Jeux d’été peut être lu comme une réponse par l’image à la question : comment représenter l’intime, la chose sentimentale ? Marie (Maj-Britt Nilsson) trouve un paquet devant la sortie des artistes, le journal intime du jeune Henrik (Birger Malmsten) qui relate leur idylle de jeunesse. En surimpression, le visage de l’adolescent apparaît sur le livret. Ce journal rouvre les lèvres d’un vécu amoureux depuis treize années refermées. Tout le monde parle, à propos de ce film, de structure en flash-back. Mais il suit plutôt la danse des réminiscences. Quelle différence ? La réminiscence est au flash-back ce qu’une intrusion brutale dans notre foyer est à une visite guidée dans un musée : autant le flash-back garde en lui un air de programmation plan-plan, autant la réminiscence se fait à notre insu, dans une irrésistible violence. Bref, si le flash-back est une méthode, la réminiscence est l’éclat surprenant du passé dans l’instant présent. Le visage d’Henrik sur celui de Marie est la première de ces intrusions par laquelle l’image offre à nos regards ce doux viol de l’intime. Cette intimité muette, Bergman la saisit pour la première fois par un simple plan sur le regard de Marie. Par ce simple contre-champ sur son regard, par ce gros plan sur son œil maquillé, à cet instant précis, le spectateur comprend que Marie n’est pas seulement en train de regarder un objet quelconque, mais que quelque chose du passé est venu la visiter et l’oblige à se rappeler ; nous savons, parce que ce plan dure quelques secondes de trop, que cette personne n’est plus dans l’instant, mais dans un ailleurs qui n’appartient qu’à elle.

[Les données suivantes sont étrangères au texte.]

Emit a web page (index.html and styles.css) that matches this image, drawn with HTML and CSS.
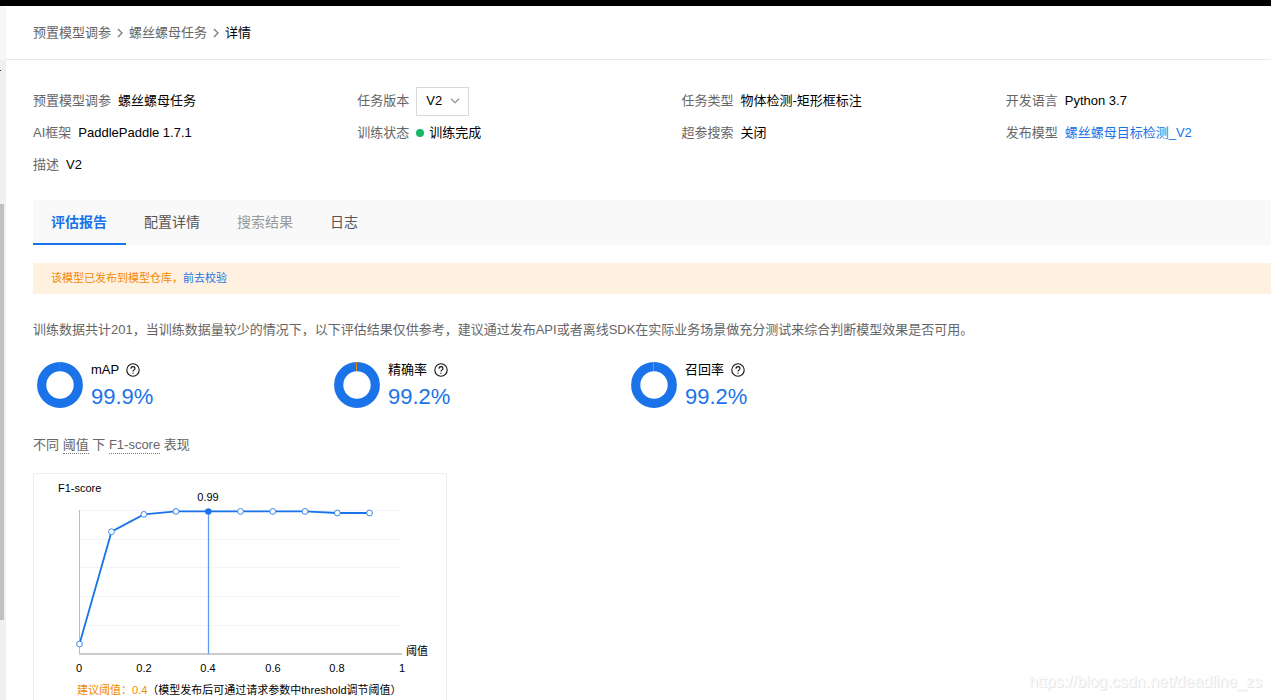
FILE: index.html
```html
<!DOCTYPE html>
<html lang="zh-CN">
<head>
<meta charset="utf-8">
<meta name="viewport" content="width=device-width, initial-scale=1">
<title>螺丝螺母任务 - 详情</title>
<link rel="stylesheet" href="styles.css">
</head>
<body>
<svg class="symbols" aria-hidden="true">
  <symbol id="help" viewBox="0 0 14 14">
    <circle cx="7" cy="7" r="6.2" fill="none" stroke="#111" stroke-width="1.100"/>
    <path d="M5 5.700C5 4.400 5.900 3.600 7 3.600s2 .8 2 1.900c0 1.400-2 1.500-2 3.100" fill="none" stroke="#111" stroke-width="1.100"/>
    <path d="M6.400 9.700h1.200v1.100H6.400z" fill="#111"/>
  </symbol>
  <symbol id="arrow" viewBox="0 0 6 10">
    <path d="M1 1l4 4-4 4" fill="none" stroke="#777" stroke-width="1.200"/>
  </symbol>
</svg>
<div class="app">
  <div class="topbar"></div>
  <div class="shell">
    <div class="rail"><div class="rail-mark"></div><div class="rail-thumb"></div></div>
    <main class="main">
      <nav class="crumbs" aria-label="breadcrumb">
        <a href="#">预置模型调参</a>
        <svg class="arrow"><use href="#arrow"/></svg>
        <a href="#">螺丝螺母任务</a>
        <svg class="arrow"><use href="#arrow"/></svg>
        <span class="current">详情</span>
      </nav>
      <div class="content">
        <dl class="info">
          <div class="field"><dt>预置模型调参</dt><dd>螺丝螺母任务</dd></div>
          <div class="field"><dt><label for="version">任务版本</label></dt><dd class="picker">
            <select id="version"><option>V2</option></select>
            <svg class="chevron" viewBox="0 0 10 6"><path d="M1 .8l4 4 4-4" fill="none" stroke="#999" stroke-width="1.300"/></svg></dd></div>
          <div class="field"><dt>任务类型</dt><dd>物体检测-矩形框标注</dd></div>
          <div class="field"><dt>开发语言</dt><dd>Python 3.7</dd></div>
          <div class="field"><dt>AI框架</dt><dd>PaddlePaddle 1.7.1</dd></div>
          <div class="field"><dt>训练状态</dt><dd class="status">训练完成</dd></div>
          <div class="field"><dt>超参搜索</dt><dd>关闭</dd></div>
          <div class="field"><dt>发布模型</dt><dd><a href="#">螺丝螺母目标检测_V2</a></dd></div>
          <div class="field"><dt>描述</dt><dd>V2</dd></div>
        </dl>
        <div class="tabs" role="tablist">
          <button class="tab active" role="tab" aria-selected="true">评估报告</button>
          <button class="tab" role="tab">配置详情</button>
          <button class="tab" role="tab" disabled>搜索结果</button>
          <button class="tab" role="tab">日志</button>
        </div>
        <div class="notice">该模型已发布到模型仓库，<a href="#">前去校验</a></div>
        <p class="summary">训练数据共计201，当训练数据量较少的情况下，以下评估结果仅供参考，建议通过发布API或者离线SDK在实际业务场景做充分测试来综合判断模型效果是否可用。</p>
        <div class="metrics">
          <div class="metric">
            <svg class="donut" viewBox="0 0 46 46"><circle cx="23" cy="23" r="18.300" fill="none" stroke="#1a73e8" stroke-width="9.200"/><rect x="22" y="0" width="1" height="9" fill="#4d7bbd"/></svg>
            <div><div class="metric-name">mAP <button class="help" aria-label="mAP 说明"><svg><use href="#help"/></svg></button></div><div class="metric-value">99.9%</div></div>
          </div>
          <div class="metric">
            <svg class="donut" viewBox="0 0 46 46"><circle cx="23" cy="23" r="18.300" fill="none" stroke="#1a73e8" stroke-width="9.200"/><rect x="22" y="0" width="1" height="9" fill="#f38900"/></svg>
            <div><div class="metric-name">精确率 <button class="help" aria-label="精确率 说明"><svg><use href="#help"/></svg></button></div><div class="metric-value">99.2%</div></div>
          </div>
          <div class="metric">
            <svg class="donut" viewBox="0 0 46 46"><circle cx="23" cy="23" r="18.300" fill="none" stroke="#1a73e8" stroke-width="9.200"/><rect x="22" y="0" width="1" height="9" fill="#b98b56"/></svg>
            <div><div class="metric-name">召回率 <button class="help" aria-label="召回率 说明"><svg><use href="#help"/></svg></button></div><div class="metric-value">99.2%</div></div>
          </div>
        </div>
        <h2 class="chart-title">不同 <span class="term">阈值</span> 下 <span class="term">F1-score</span> 表现</h2>
        <figure class="chart">
          <svg class="plot" viewBox="0 0 412 206" role="img" aria-label="F1-score">
            <path d="M45 36.500h323M45 65.500h323M45 93.500h323M45 122.500h323M45 151.500h323" stroke="#f2f3fb"/>
            <path d="M45.500 36v144" stroke="#bbb"/>
            <path d="M45 180h323" stroke="#ccc" stroke-width="2"/>
            <path d="M174.500 37v143" stroke="#5c9bee" stroke-width="1.300"/>
            <polyline points="45.500,170 77.500,57.700 109.800,40.400 142,37.400 174.300,37.400 206.500,37.400 238.800,37.400 271,37.400 303.300,39 335.500,39" fill="none" stroke="#1a73e8" stroke-width="1.800"/>
            <g fill="#fff" stroke="#3c88eb">
              <circle cx="45.500" cy="170" r="2.900"/><circle cx="77.500" cy="57.700" r="2.900"/><circle cx="109.800" cy="40.400" r="2.900"/><circle cx="142" cy="37.400" r="2.900"/>
              <circle cx="206.500" cy="37.400" r="2.900"/><circle cx="238.800" cy="37.400" r="2.900"/><circle cx="271" cy="37.400" r="2.900"/><circle cx="303.300" cy="39" r="2.900"/><circle cx="335.500" cy="39" r="2.900"/>
            </g>
            <circle cx="174.300" cy="37.400" r="3.200" fill="#1a73e8"/>
            <text x="24" y="18">F1-score</text>
            <text x="372" y="181">阈值</text>
            <g text-anchor="middle">
              <text x="174" y="27">0.99</text>
              <text x="45" y="198">0</text><text x="110" y="198">0.2</text><text x="174" y="198">0.4</text><text x="239" y="198">0.6</text><text x="303" y="198">0.8</text><text x="368" y="198">1</text>
            </g>
          </svg>
          <figcaption class="caption"><span class="advice">建议阈值：0.4</span>（模型发布后可通过请求参数中threshold调节阈值）</figcaption>
        </figure>
      </div>
    </main>
  </div>
  <div class="watermark">https://blog.csdn.net/deadline_zs</div>
</div>
</body>
</html>
```
FILE: styles.css
```css
* { box-sizing: border-box; }
body {
  margin: 0;
  background: #fff;
  color: #000;
  font: 13px/20px "Liberation Sans", "Noto Sans CJK SC", sans-serif;
}
a { color: #1a73e8; text-decoration: none; }
button, select { font: inherit; color: inherit; }
.symbols { display: none; }

.app { position: relative; display: flex; flex-direction: column; height: 100vh; overflow: hidden; }
.topbar { flex: none; height: 6px; background: #000; }
.shell { flex: 1; display: flex; min-height: 0; }
.rail {
  flex: none;
  width: 6px;
  display: flex;
  flex-direction: column;
  background: #f0f0f0;
  border-top: 54px solid #f7f7f7;
}
.rail-mark { width: 1px; height: 1px; margin-top: 10px; background: #333; }
.rail-thumb { width: 4px; height: 416px; margin-top: 133px; background: #c1c1c1; }
.main { flex: 1; min-width: 0; }

.crumbs {
  display: flex;
  align-items: center;
  gap: 6px;
  height: 54px;
  padding-left: 27px;
  border-bottom: 1px solid #e8e8e8;
}
.crumbs a { color: #666; }
.arrow { width: 6px; height: 10px; }

.content { padding: 25px 0 0 27px; }
.info {
  display: grid;
  grid-template-columns: repeat(3, 11fr) 9fr;
  grid-auto-rows: 32px;
  margin: 0;
}
.field { display: flex; align-items: center; gap: 7px; white-space: nowrap; }
.field dt { color: #666; }
.field dd { margin: 0; }
.picker { position: relative; }
.picker select {
  display: block;
  appearance: none;
  width: 53px;
  height: 29px;
  padding: 0 0 0 9px;
  border: 1px solid #d9d9d9;
  border-radius: 0;
  background: #fff;
}
.chevron { position: absolute; right: 9px; top: 11px; width: 10px; height: 6px; pointer-events: none; }
.status { display: flex; align-items: center; gap: 5px; }
.status::before { content: ""; width: 8px; height: 8px; border-radius: 50%; background: #14b866; }

.tabs { display: flex; height: 45px; margin-top: 19px; background: #f9f9f9; }
.tab {
  padding: 0 19px 0 18px;
  border: 0;
  border-bottom: 2px solid transparent;
  background: none;
  color: #555;
  font-size: 14px;
}
.tab.active { border-color: #1a73e8; color: #1a73e8; font-weight: bold; }
.tab:disabled { color: #999; }

.notice {
  height: 31px;
  margin-top: 18px;
  padding-left: 18px;
  background: #fff1e0;
  color: #f38900;
  font-size: 11px;
  line-height: 31px;
}
.summary { margin: 26px 0 0; color: #666; }

.metrics { display: flex; margin-top: 20px; padding-left: 4px; }
.metric { flex: none; display: flex; gap: 8px; width: 24%; min-width: 297px; }
.donut { width: 46px; height: 46px; margin-top: 2px; }
.metric-name { display: flex; align-items: center; gap: 7px; }
.help { display: flex; padding: 0; border: 0; background: none; }
.help svg { width: 14px; height: 14px; }
.metric-value { color: #1a73e8; font-size: 22px; line-height: 34px; }

.chart-title { margin: 21px 0 0; color: #666; font-size: 13px; font-weight: normal; }
.term { padding-bottom: 1px; border-bottom: 1px dotted #777; }
.chart { width: 414px; margin: 18px 0 0; border: 1px solid #eee; font-size: 11px; }
.plot { display: block; width: 100%; }
.caption { padding: 0 0 20px 43px; white-space: nowrap; }
.advice { color: #f38900; }

.watermark {
  position: absolute;
  right: 9px;
  bottom: 8px;
  color: #fafafa;
  font-size: 16px;
  text-shadow: 1px 1px 0 #e6e6e6;
}
```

Cela ne fait pas cinq minutes que le film est lancé et déjà nous savons que tout ce qui suivra ne se passera pas ici et maintenant mais sur des rives personnelles, intimes, jusqu’ici oubliées, sur les bords du passé. Le journaliste avait prévenu en confiant le paquet : « c’est privé » avait-il dit, sûrement un peu gêné. La mémoire dans Jeux d’été est une perception privée. À cet instant précis, la chose sentimentale s’immisce dans le film pour ne plus le quitter.